We are presented with the complex geometry of the relationships between the characters, and we instantly understand them. Gosling is a driver for heists, he falls for Carey Mulligan and her young son, but then her ex-con husband Standard (Oscar Isaac) comes back into the picture, and unless Gosling helps him pull off a job, the mob is going to hurt Standard’s family… the family that Gosling now loves. It’s amazing drama, and it adds layers of depth that make Gosling’s character seem more like the ancestor of Humphrey Bogart or Steve McQueen than Paul Walker and Vin Diesel. And Refn is able to set up those relationships in the trailer in brief, meaningful moments without spoiling the whole damn movie. The trailer, in and of itself, is a hell of a great short movie.

But la-de-dah complexity aside, “Drive” just looks fairly bad-ass, doesn’t it? The car chases look killer and, when Bryan Cranston, speaking about Gosling, says, “You put this kid behind the wheel and there’s nothing he can’t do,” we believe him. The trailer does a fantastic job of mythologizing Gosling as the ultimate Driver and then showing how his empty, orderly life breaks down after he starts giving a damn about something. (It’s like “The Transporter”, but way cooler and with way less weird French humor.) There’s a moment at the 1:39 mark where you can witness Gosling’s character make a change, decide to act, decide to defend the people he cares about, and it’s breathtaking. The music switches from standard heist music into something far more symphonic, and it has the quiet beauty of that moment in “True Romance” (with a similar music cue) when Dennis Hopper decides to ask Christopher Walken for a cigarette, and you just know that he’s resigned to his fate and isn’t going to take the easy way out. That’s a hard moment for any movie to reference without seeming like a pale imitation, and Refn pulls it off in his freakin’ trailer, which is amazing.

Plus, you get stuff like Albert Brooks, in what might be our favorite casting of the year, as a slimy mob heavy. The exchange where Gosling is introduced to him is already destined for its place in movie quote heaven – Gosling (not wanting to shake hands after driving): “My hands are a little dirty. Brooks (dead serious): “So are mine.” And we haven’t even gotten to the stuff with the hammer… the bullet and the hammer scene is our new favorite “mundane item turns horrific” moment since The Joker made the pencil disappear in “Dark Knight”.

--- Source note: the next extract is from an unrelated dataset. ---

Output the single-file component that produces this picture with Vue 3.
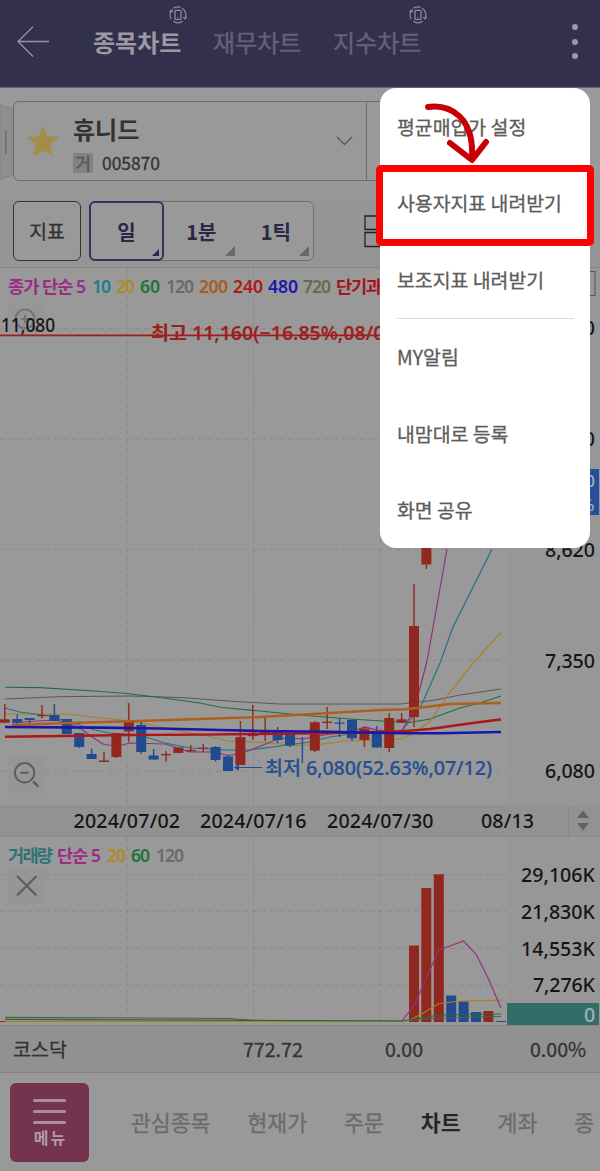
<!-- Stock chart screen with the overflow menu opened -->
<script setup>
const periods = [
  { label: '일', active: true },
  { label: '1분', active: false },
  { label: '1틱', active: false },
]

const menuItems = ['평균매입가 설정', '사용자지표 내려받기', '보조지표 내려받기', 'MY알림', '내맘대로 등록', '화면 공유']

const navItems = ['관심종목', '현재가', '주문', '차트', '계좌', '종']

const priceLegend = [
  { text: '종가 단순 5', x: 8, w: 78, color: '#9c2b85' },
  { text: '10', x: 92, w: 19, color: '#1f7d8c' },
  { text: '20', x: 116, w: 19, color: '#b08a1c' },
  { text: '60', x: 140, w: 20, color: '#1d7437' },
  { text: '120', x: 166, w: 28, color: '#6a6a6a' },
  { text: '200', x: 199, w: 29, color: '#a75c20' },
  { text: '240', x: 233, w: 30, color: '#b3161c' },
  { text: '480', x: 268, w: 30, color: '#1c17ad' },
  { text: '720', x: 303, w: 28, color: '#6d6849' },
  { text: '단기과열', x: 336, w: 61, color: '#a8141c' },
]

const volumeLegend = [
  { text: '거래량', x: 8, w: 45, color: '#2d7472' },
  { text: '단순 5', x: 57, w: 44, color: '#9c2b85' },
  { text: '20', x: 107, w: 19, color: '#b08a1c' },
  { text: '60', x: 131, w: 19, color: '#1d7437' },
  { text: '120', x: 156, w: 28, color: '#6a6a6a' },
]

const priceLabels = [
  { text: '11,160', y: 335, w: 62 },
  { text: '9,890', y: 446, w: 50 },
  { text: '8,620', y: 557, w: 50 },
  { text: '7,350', y: 667.5, w: 50 },
  { text: '6,080', y: 778, w: 50 },
]

const volumeLabels = [
  { text: '29,106K', y: 882, w: 74 },
  { text: '21,830K', y: 918.5, w: 74 },
  { text: '14,553K', y: 955.5, w: 74 },
  { text: '7,276K', y: 992, w: 62 },
]

const dates = [
  { text: '2024/07/02', x: 73.5, w: 106.5 },
  { text: '2024/07/16', x: 200, w: 106.5 },
  { text: '2024/07/30', x: 327, w: 106.5 },
  { text: '08/13', x: 481, w: 53 },
]

// [up, wick top, wick bottom, body top, body bottom]
const candles = [
  [1, 704, 723, 719.3, 722.7],
  [0, 714.5, 724, 719, 722.7],
  [0, 718, 727, 718, 720],
  [1, 705, 718.5, 715, 716.2],
  [0, 704, 721, 715, 721],
  [0, 719, 734, 719, 734],
  [0, 733, 748, 733, 747],
  [0, 748.5, 759, 754, 759],
  [1, 752, 762, 760.5, 762],
  [1, 733, 758, 733.3, 757],
  [1, 703, 742, 720, 731.5],
  [0, 722, 754, 725, 752],
  [0, 749, 759.5, 755.5, 759.5],
  [1, 751, 761.5, 754, 755.3],
  [1, 747.5, 753, 747.5, 753],
  [1, 745, 752, 750, 751.3],
  [1, 744, 752, 747.5, 748.5],
  [0, 746, 761.5, 747, 760],
  [0, 755, 771, 756.5, 771],
  [1, 721, 765, 737, 765],
  [1, 705, 740, 735, 736.2],
  [1, 717.5, 741, 731, 734],
  [0, 727, 743, 730, 740],
  [0, 734, 747, 734, 745.5],
  [0, 737, 763, 737, 738],
  [1, 721, 752, 722.3, 750.6],
  [1, 707, 729, 721.7, 723],
  [0, 718, 737, 722.5, 723.7],
  [0, 719, 741, 720, 738.3],
  [1, 727, 747, 728.5, 740],
  [0, 726, 747.5, 732.7, 747.5],
  [1, 713, 752, 718, 748],
  [1, 713, 722.7, 719.3, 722.7],
  [1, 584, 727, 626, 717],
  [1, 500, 569, 520, 564.5],
]

const priceLines = [
  { color: '#595959', w: 1, pts: '5,699 60,696.7 130,696 180,697.5 215,700 240,701.8 280,704 400,704 420,702 435,700 460,695 501,689' },
  { color: '#1f6f3c', w: 1.1, pts: '5,687.2 40,687.6 90,690.8 127,693.5 160,697.5 200,703 222,707.5 260,711 300,715 350,719 390,721.5 410,722.5 430,719 460,708 480,703 501,696' },
  { color: '#a8821e', w: 1.2, pts: '5,714 68,714 100,718 127,720.5 150,725 180,731 205,735.5 228,741 265,742.5 295,745.5 315,745 345,741 370,740.5 390,740.5 402,738.5 415,733 430,721 450,692 475,661 501,632.5' },
  { color: '#1f7584', w: 1.2, pts: '5,708 20,712 50,716 70,722 95,730 110,733 127,734 147,737.5 165,743 190,748 228,750 250,750 280,746 310,742 330,737 350,734 402,731 422,704 440,663 453,627 492,549' },
  { color: '#93317f', w: 1.2, pts: '12,723 30,721.5 55,720 68,723 80,728 92,737 104,744.5 118,746 130,743 165,744 190,752 215,752 228,755.5 240,754 253,749 277,739.5 290,737.5 302,739 330,734 352,731.5 365,727 377,730 389,731.5 402,730 412,714 420,688 427,661 447,549' },
  { color: '#ad5f1c', w: 2.4, pts: '12,725 60,723.3 130,721.3 200,719 260,717 330,713 380,710 405,709.3 430,706.5 450,704 501,703' },
  { color: '#ad161c', w: 2.4, pts: '5,736.8 60,736 130,735 200,734.6 260,734 330,733 400,731.5 430,729 455,725.5 480,722 501,719.5' },
  { color: '#1a16a8', w: 2.6, pts: '5,727 100,727.6 160,728.5 220,730 260,731 330,731.8 400,733.2 440,733.2 501,732' },
]

const volumeBars = [
  { x: 409, y: 945.5, up: true },
  { x: 421.3, y: 888, up: true },
  { x: 433.8, y: 874.3, up: true },
  { x: 446.2, y: 995.5, up: false },
  { x: 458.6, y: 1001.5, up: false },
  { x: 471, y: 1012, up: false },
  { x: 483.4, y: 1011, up: true },
  { x: 495.8, y: 1021, up: false },
]

const volumeLines = [
  { color: '#595959', pts: '5,1017.3 150,1018 230,1018.5 255,1020.5 402,1021 440,1018 501,1016.5' },
  { color: '#a8821e', pts: '5,1021.3 402,1021.3 410,1020 425,1012 439,1003.5 460,1001 501,1000.3' },
  { color: '#1f6f3c', pts: '5,1019.3 150,1019.8 402,1021 420,1018 440,1015 501,1014' },
  { color: '#93317f', pts: '402,1021 415,1004 427,976 439,950 450,946 463.5,941 476,954 488,978 501,1008' },
]

const candleX = (i) => 4.8 + i * 12.4
const tone = (up) => (up ? '#912820' : '#214b8f')
</script>

<template>
  <div class="screen">
    <header class="header">
      <svg class="back" viewBox="0 0 34 32">
        <path d="M32 15.5H1M16 .8L1 15.5L16 30.5" />
      </svg>
      <div v-for="(tab, i) in ['종목차트', '재무차트', '지수차트']" :key="tab" :class="['tab', i === 0 ? 'active' : '']">
        {{ tab }}
        <svg v-if="i !== 1" class="rotate" viewBox="0 0 18 18">
          <rect x="6" y="4.3" width="6" height="9.2" rx="1" />
          <path d="M4.5 2.2A8 8 0 0 1 11.5 1.4M13 2.2A8 8 0 0 1 16 12.6M14.2 11.4L16 12.8L17.5 11M3.6 3.4A8 8 0 0 0 2.2 13.2M.5 6L2 4.6L3.8 5.8M4.4 15.2A8 8 0 0 0 13.6 15.2M8.4 11.6H9.6" />
        </svg>
      </div>
      <div class="dots"><i></i><i></i><i></i></div>
    </header>

    <section class="stock">
      <svg class="handle" viewBox="0 0 14 82">
        <path class="flap" d="M0 1L13 5V77L0 81Z" />
        <path class="grip" d="M6.2 28V54" />
      </svg>
      <div class="stock-box">
        <svg class="star" viewBox="0 0 34 32">
          <path d="M17 1L21.5 11.2L33 12L24.3 19.5L27 31L17 25.5L7 31L9.7 19.5L1 12L12.5 11.2Z" />
        </svg>
        <div class="stock-text">
          <strong>휴니드</strong>
          <div class="code"><span class="badge">거</span>005870</div>
        </div>
        <svg class="chevron" viewBox="0 0 17 10"><path d="M1 1L8.5 8.5L16 1" /></svg>
        <span class="box-split"></span>
      </div>
    </section>

    <section class="toolbar">
      <button class="indicator" type="button">지표</button>
      <div class="periods">
        <button v-for="p in periods" :key="p.label" type="button" :class="['period', p.active ? 'active' : '']">
          {{ p.label }}
          <svg class="corner" viewBox="0 0 10 10"><path d="M10 0V10H0Z" /></svg>
        </button>
      </div>
      <svg class="layout-icon" viewBox="0 0 32 34">
        <path d="M1 1H31V14.5H1ZM1 17.5H31V31.5H1Z" />
      </svg>
    </section>

    <svg class="chart" viewBox="0 267 600 758">
      <rect class="axis-bg" x="507" y="268" width="93" height="757" />
      <path class="edge" d="M0 267.5H600" />
      <g class="grid">
        <path d="M127 268V805M253.5 268V805M380.5 268V805M127 837V1025M253.5 837V1025M380.5 837V1025" />
        <path d="M0 328.5H507M0 439.3H507M0 549.5H507M0 660.5H507M0 771.2H507" />
        <path d="M0 874.5H507M0 911.3H507M0 948.3H507M0 985H507" />
      </g>

      <text
        v-for="l in priceLegend"
        :key="l.text"
        class="legend"
        :x="l.x"
        y="293"
        :textLength="l.w"
        :fill="l.color"
      >{{ l.text }}</text>
      <rect class="select" x="560" y="271.5" width="35" height="24" />

      <rect class="icon-bg" x="8" y="303" width="38" height="34" />
      <g class="magnifier light">
        <circle cx="25" cy="319" r="9.5" />
        <path d="M25 315V323M21 319H29" />
        <path class="stem" d="M33 327L38 332" />
      </g>
      <text class="num" x="1" y="331.5" textLength="54" lengthAdjust="spacingAndGlyphs">11,080</text>
      <text class="num high" x="151" y="339.5" textLength="251">최고 11,160(−16.85%,08/09)</text>
      <path class="limit" d="M0 335.4H507" />

      <polyline
        v-for="l in priceLines.slice(0, 5)"
        :key="l.color"
        :points="l.pts"
        :stroke="l.color"
        :stroke-width="l.w"
      />
      <g v-for="(c, i) in candles" :key="i">
        <path :d="`M${candleX(i)} ${c[1]}V${c[2]}`" :stroke="tone(c[0])" stroke-width="1.4" />
        <rect
          v-if="i !== 24"
          :x="candleX(i) - 5"
          :y="c[3]"
          width="10"
          :height="c[4] - c[3]"
          :fill="tone(c[0])"
        />
      </g>
      <polyline
        v-for="l in priceLines.slice(5)"
        :key="l.color"
        :points="l.pts"
        :stroke="l.color"
        :stroke-width="l.w"
      />

      <path class="low-line" d="M236 767.5H262" />
      <path class="low-head" d="M233.5 767.5L239 764.5V770.5Z" />
      <text class="num low" x="265" y="775" textLength="227">최저 6,080(52.63%,07/12)</text>

      <rect class="icon-bg" x="8" y="757" width="38" height="36" />
      <g class="magnifier">
        <circle cx="24.6" cy="772.8" r="9.7" />
        <path d="M20.5 772.8H28.7" />
        <path class="stem" d="M33 781.5L38.5 786.5" />
      </g>

      <text v-for="l in priceLabels" :key="l.text" class="num" :x="595 - l.w" :y="l.y" :textLength="l.w">{{ l.text }}</text>
      <rect class="now" x="507" y="469" width="92" height="46" />
      <text class="num now-text" x="548" y="487" textLength="47">9,280</text>
      <text class="num now-text" x="580" y="511">%</text>

      <rect class="date-bg" x="0" y="805" width="600" height="31" />
      <path class="edge" d="M0 836H600M568.5 805V836" />
      <text v-for="d in dates" :key="d.text" class="num" :x="d.x" y="828" :textLength="d.w">{{ d.text }}</text>
      <path class="sort" d="M583 810.5L589 818H577ZM583 830.5L589 823H577Z" />

      <text
        v-for="l in volumeLegend"
        :key="l.text"
        class="legend"
        :x="l.x"
        y="862"
        :textLength="l.w"
        :fill="l.color"
      >{{ l.text }}</text>
      <rect class="icon-bg" x="8" y="868" width="38" height="36" />
      <path class="close" d="M17 876L36.5 895.5M36.5 876L17 895.5" />

      <rect
        v-for="b in volumeBars"
        :key="b.x"
        :x="b.x"
        :y="b.y"
        width="10"
        :height="1022 - b.y"
        :fill="tone(b.up)"
      />
      <path class="base" d="M0 1021.5H5" />
      <polyline v-for="l in volumeLines" :key="l.color" :points="l.pts" :stroke="l.color" stroke-width="1.2" />

      <text v-for="l in volumeLabels" :key="l.text" class="num" :x="595 - l.w" :y="l.y" :textLength="l.w">{{ l.text }}</text>
      <rect class="zero" x="507" y="1003" width="92" height="22.5" />
      <text class="num zero-text" x="584" y="1022">0</text>
    </svg>

    <section class="index">
      <span>코스닥</span>
      <span>772.72</span>
      <span>0.00</span>
      <span>0.00%</span>
    </section>

    <nav class="nav">
      <div class="menu-button">
        <i></i><i></i><i></i>
        <b>메뉴</b>
      </div>
      <span v-for="n in navItems" :key="n" :class="['nav-item', n === '차트' ? 'active' : '']">{{ n }}</span>
    </nav>

    <div class="menu">
      <div v-for="(m, i) in menuItems" :key="m" :class="['menu-item', i === 3 ? 'divided' : '']">{{ m }}</div>
    </div>
    <div class="highlight"></div>
    <svg class="arrow" viewBox="0 0 70 66">
      <path d="M8 8C30 5 54 18 52 58M30 44L52 61L66 43" />
    </svg>
  </div>
</template>

<style>
body {
  background: #999;
}
</style>

<style scoped>
.screen {
  position: relative;
  display: flex;
  flex-direction: column;
  width: 600px;
  height: 1171px;
  overflow: hidden;
  background: #999;
  color: #333;
  font-family: 'Noto Sans CJK KR', sans-serif;
}

svg {
  display: block;
  flex: none;
  fill: none;
}

button {
  padding: 0;
  background: none;
  font-family: inherit;
}

.header {
  display: flex;
  align-items: center;
  box-sizing: border-box;
  height: 88px;
  padding: 0 20px 4px 17px;
  background: #33304e;
  border-bottom: 1px solid #62627a;
}

.back {
  width: 34px;
  height: 32px;
  margin-right: 42px;
  stroke: #96959c;
  stroke-width: 1.3;
}

.tab {
  position: relative;
  width: 89px;
  margin-right: 31px;
  color: #636177;
  font-size: 24px;
  line-height: 30px;
  white-space: nowrap;
  -webkit-text-stroke: 0.4px currentColor;
}

.tab.active {
  color: #9b9aa2;
  font-weight: 700;
  -webkit-text-stroke: 0;
}

.rotate {
  position: absolute;
  top: -21px;
  left: 75.5px;
  width: 18px;
  height: 18px;
  stroke: #908f9a;
  stroke-width: 1.2;
}

.dots {
  display: flex;
  flex-direction: column;
  gap: 8.5px;
  margin-left: auto;
  margin-right: 2px;
}

.dots i {
  width: 6px;
  height: 6px;
  border-radius: 50%;
  background: #9b9aa2;
}

.stock {
  display: flex;
  height: 102px;
  padding-top: 13px;
  box-sizing: border-box;
}

.handle {
  width: 13px;
  height: 82px;
}

.flap {
  fill: #8e8e8e;
  stroke: #828282;
}

.grip {
  stroke: #6b6b6b;
  stroke-width: 1.5;
}

.stock-box {
  display: flex;
  align-items: center;
  box-sizing: border-box;
  width: 575px;
  height: 80px;
  padding-left: 12px;
  border: 1.5px solid #6c6c6c;
  border-radius: 6px;
}

.star {
  width: 34px;
  height: 32px;
  fill: #a58c48;
}

.stock-text {
  width: 263px;
  margin: 7px 0 0 13px;
}

.stock-text strong {
  display: block;
  font-size: 24px;
  line-height: 30px;
}

.code {
  display: flex;
  align-items: center;
  gap: 9px;
  margin-top: 6px;
  font-size: 17.4px;
  line-height: 26px;
  -webkit-text-stroke: 0.3px currentColor;
}

.badge {
  width: 20px;
  height: 20px;
  background: #828282;
  color: #555;
  font-size: 17px;
  line-height: 19px;
  text-align: center;
}

.chevron {
  width: 17px;
  height: 10px;
  stroke: #595959;
  stroke-width: 1.3;
}

.box-split {
  align-self: stretch;
  width: 1px;
  margin-left: 13px;
  background: #6c6c6c;
}

.toolbar {
  display: flex;
  box-sizing: border-box;
  height: 77px;
  padding: 11px 0 0 13px;
  background: linear-gradient(#999, #959595 12px);
}

.indicator {
  box-sizing: border-box;
  width: 68px;
  height: 60px;
  border: 1.5px solid #333;
  border-radius: 6px;
  background: #999;
  color: #333;
  font-size: 19.3px;
  -webkit-text-stroke: 0.4px currentColor;
}

.periods {
  display: flex;
  box-sizing: border-box;
  width: 225px;
  height: 60px;
  margin-left: 8px;
  border: 1px solid #707070;
  border-radius: 6px;
  background: #999;
}

.period {
  position: relative;
  flex: 1;
  border: none;
  color: #2a2747;
  font-size: 20px;
  font-weight: 700;
}

.period.active {
  flex: 0 0 75px;
  box-sizing: border-box;
  margin: -1px 0 -1px -1px;
  border: 2px solid #36325f;
  border-radius: 6px;
}

.corner {
  position: absolute;
  right: 4px;
  bottom: 4px;
  width: 10px;
  height: 10px;
  fill: #686868;
}

.active .corner {
  right: 3px;
  bottom: 3px;
  width: 7px;
  height: 7px;
  fill: #2a2747;
}

.layout-icon {
  width: 32px;
  height: 34px;
  margin: 14px 0 0 50px;
  stroke: #222;
  stroke-width: 1.3;
}

.chart {
  width: 600px;
  height: 758px;
  overflow: visible;
}

.axis-bg {
  fill: #979797;
}

.edge {
  stroke: #868686;
}

.grid {
  stroke: #8b8b8b;
  stroke-dasharray: 5 4;
}

.legend {
  font-family: 'Noto Sans', 'Noto Sans CJK KR', sans-serif;
  font-size: 17.6px;
  font-weight: 600;
}

.num {
  fill: #151515;
  font-family: 'Noto Sans', 'Noto Sans CJK KR', sans-serif;
  font-size: 19.6px;
  font-weight: 500;
}

.num.high {
  fill: #9b211d;
  font-weight: 600;
}

.num.low {
  fill: #244f92;
  stroke: #244f92;
  stroke-width: 0.2;
}

.limit {
  stroke: #a31d1d;
  stroke-width: 1.6;
}

.select {
  stroke: #555;
}

.icon-bg {
  fill: #969696;
}

.magnifier {
  stroke: #5e5e5e;
  stroke-width: 2;
}

.magnifier.light {
  stroke: #737373;
}

.stem {
  stroke-width: 2.6;
}

.low-line {
  stroke: #244f92;
}

.low-head {
  fill: #244f92;
}

.now {
  fill: #24509a;
}

.now-text {
  fill: #a5b0b8;
  font-size: 17px;
}

.zero-text {
  fill: #a5b0b8;
}

.date-bg {
  fill: #929292;
}

.sort {
  fill: #626262;
}

.close {
  stroke: #5e5e5e;
  stroke-width: 2.2;
}

.base {
  stroke: #b3161c;
}

.zero {
  fill: #336d6a;
}

.index {
  display: grid;
  grid-template-columns: 230px 142px 145px 1fr;
  align-items: center;
  box-sizing: border-box;
  height: 48px;
  padding: 0 0 1px 13px;
  background: #919191;
  border-top: 1px solid #858585;
  border-bottom: 1px solid #858585;
  font-size: 19.6px;
  line-height: 28px;
  -webkit-text-stroke: 0.3px currentColor;
}

.nav {
  display: flex;
  align-items: center;
  height: 98px;
  padding-left: 10px;
}

.menu-button {
  display: flex;
  flex: none;
  flex-direction: column;
  align-items: center;
  gap: 8px;
  box-sizing: border-box;
  width: 79px;
  height: 79px;
  margin: 1px 42px 0 0;
  padding-top: 16px;
  border-radius: 6px;
  background: #74344f;
  color: #b09aa5;
}

.menu-button i {
  width: 33px;
  height: 3px;
  border-radius: 2px;
  background: #a98f9b;
}

.menu-button b {
  font-size: 16px;
  letter-spacing: 2px;
  line-height: 17px;
  margin: -3px -2px 0 0;
}

.nav-item {
  flex: none;
  margin-right: 37px;
  color: #6b6b6b;
  font-size: 21.6px;
  line-height: 28px;
  -webkit-text-stroke: 0.3px currentColor;
}

.nav-item.active {
  color: #262626;
  font-weight: 700;
  -webkit-text-stroke: 0;
}

/* overlays above the dimmed screen */
.menu {
  position: absolute;
  top: 88px;
  left: 380px;
  display: flex;
  flex-direction: column;
  box-sizing: border-box;
  width: 210px;
  height: 460px;
  padding: 0 16px 0 17px;
  border-radius: 16px;
  background: #fff;
}

.menu-item {
  display: flex;
  flex: 1;
  align-items: center;
  box-sizing: border-box;
  padding-top: 1px;
  color: #5c5c5c;
  font-size: 19.4px;
  line-height: 28px;
  white-space: nowrap;
  -webkit-text-stroke: 0.3px currentColor;
}

.menu-item.divided {
  border-top: 1.5px solid #ddd;
}

.highlight {
  position: absolute;
  top: 165px;
  left: 376px;
  box-sizing: border-box;
  width: 218px;
  height: 81px;
  border: 7px solid #f00;
  border-radius: 5px;
}

.arrow {
  position: absolute;
  top: 99px;
  left: 420px;
  width: 70px;
  height: 66px;
  stroke: #c80006;
  stroke-width: 6;
  stroke-linecap: round;
  stroke-linejoin: round;
}
</style>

Are we gushing a bit? Yes, and we’re probably setting the bar way, way too high for Refn’s little heist drama. But, while there have been lots of movies that we’ve liked in 2011 so far, there have barely been any that we’ve LOVED, and the trailer for “Drive”, at least, displays the potential for greatness, the potential of a movie that we could really love, that we haven’t seen in a long while.

TRAILER OUTLOOK: Almost terminally awesome. Has there been a cooler movie trailer in 2011? If so, we haven’t seen it. Heck, is there a cooler-looking movie scheduled for release in 2011? Unless Tarantino or the Coens sneak something out before year’s-end, “Drive” might be the coolest ticket out there for the rest of the year.